A polarização estatismo versus privatismo foi no segundo turno uma polêmica puramente eleitoral? Obviamente, os dois candidatos buscaram estabelecer suas estratégias construídas no debate, mas estas refletiram também questões substantivas e simbólicas.
Por mais que se tente relativizar a polarização clássica direita/esquerda, algumas polarizações são, em ultima instância, sinalizadoras dos projetos políticos subjacentes. Reforçam as identidades políticas e ideológicas, renovam o compromisso com o candidato e traduzem para os indecisos, em linguagem acessível, os temas centrais da campanha.
Como toda estratégia eleitoral, tem riscos, mas seu êxito depende da capacidade dos candidatos de impingirem no seu adversário a visão menos popular da polarização.
O segundo turno ofereceu ao eleitorado a possibilidade de uma decisão mais madura pela confrontação direta entre os candidatos e seus programas.
A oposição, impregnada de um lacerdismo tardio, apostou, como no primeiro turno, na estratégia de centrar o debate no tema corrupção/anticorrupção. Este, que marcou o liberalismo conservador e golpista da UDN entre 1945 e 1964, se mostrou, hoje, ineficaz em termos nacionais.
Embora o candidato de oposição buscasse no primeiro debate nocautear seu adversário numa ofensiva baseada no episódio do "dossiê", na realidade acabou consumindo os últimos cartuchos da retórica denuncista. Os primeiros resultados das pesquisas mostraram que o eleitorado sinalizava que o segundo turno seria para aprofundar o debate, e o crescimento da candidatura da situação se fez, sobretudo, pela conquista de votos do adversário.
Se no primeiro turno a oposição se pautou pelo tema da corrupção, a estratégia do segundo turno foi construída pelo governo, como contra-ofensiva, por meio do debate estatismo x privatização, colocando a oposição na defensiva diante da herança dos governos tucanos.

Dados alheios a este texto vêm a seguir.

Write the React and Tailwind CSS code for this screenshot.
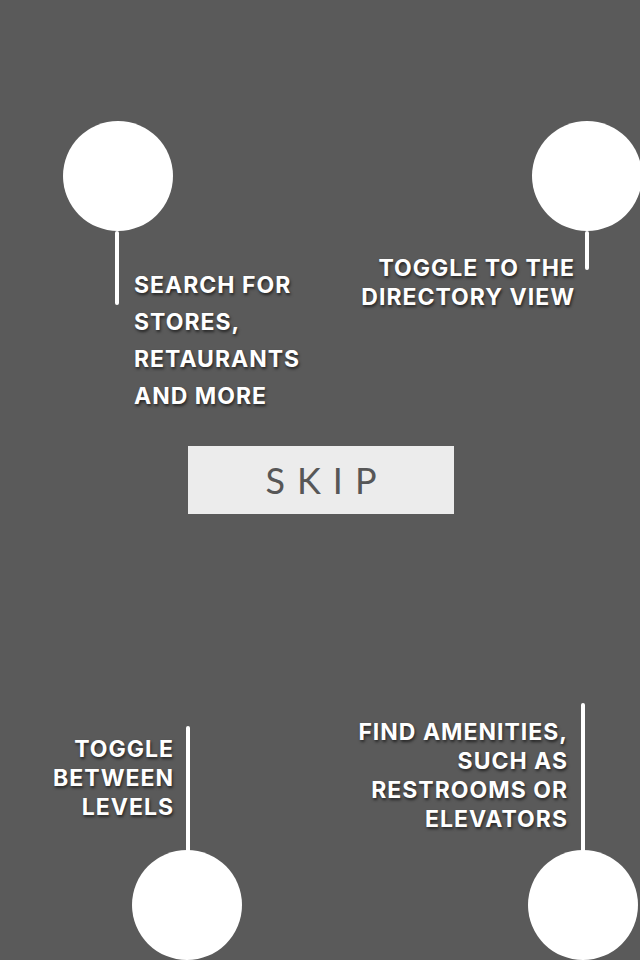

Estatismo no Brasil tem marcas históricas que ultrapassam o receituário neoliberal. Com raízes na polarização "nacionalismo versus entreguismo", possui conotações ideológicas claras: seja pelo vínculo a Getúlio Vargas ou Juscelino Kubitschek, símbolos da valorização do patrimônio público e da expansão da indústria nacional, seja pela associação traumática com a experiência precursora de Fernando Collor de Mello.
Estatismo versus privatismo tornou-se um componente obrigatório no debate político, capaz de reforçar as identidades políticas, especialmente quando a Petrobras assume no imaginário o caráter de empresa pública símbolo e fortemente rentável.
Essa polarização resultou, de fato, do deslocamento do debate para questões programáticas. Quando os candidatos procuravam valorizar no discurso o crescimento da economia e as políticas sociais, era preciso mostrar as diferenças por meio das clivagens ideológicas. A contra-ofensiva do candidato à reeleição, confrontando as políticas públicas do atual governo e o fantasma da herança privatista dos governos neoliberais, legitimou a estratégia.
Numa campanha pobre no debate programático aprofundado, a polaridade estatismo-privatismo acabou sendo uma referência politicamente eficaz, num contexto de forte competição eleitoral, atiçada pela mídia à saciedade, na demarcação do perfil das candidaturas para possibilitar um voto mais consciente dos eleitores no segundo turno.


HELGIO TRINDADE é professor titular de ciência política e ex-reitor da Universidade Federal do Rio Grande do Sul.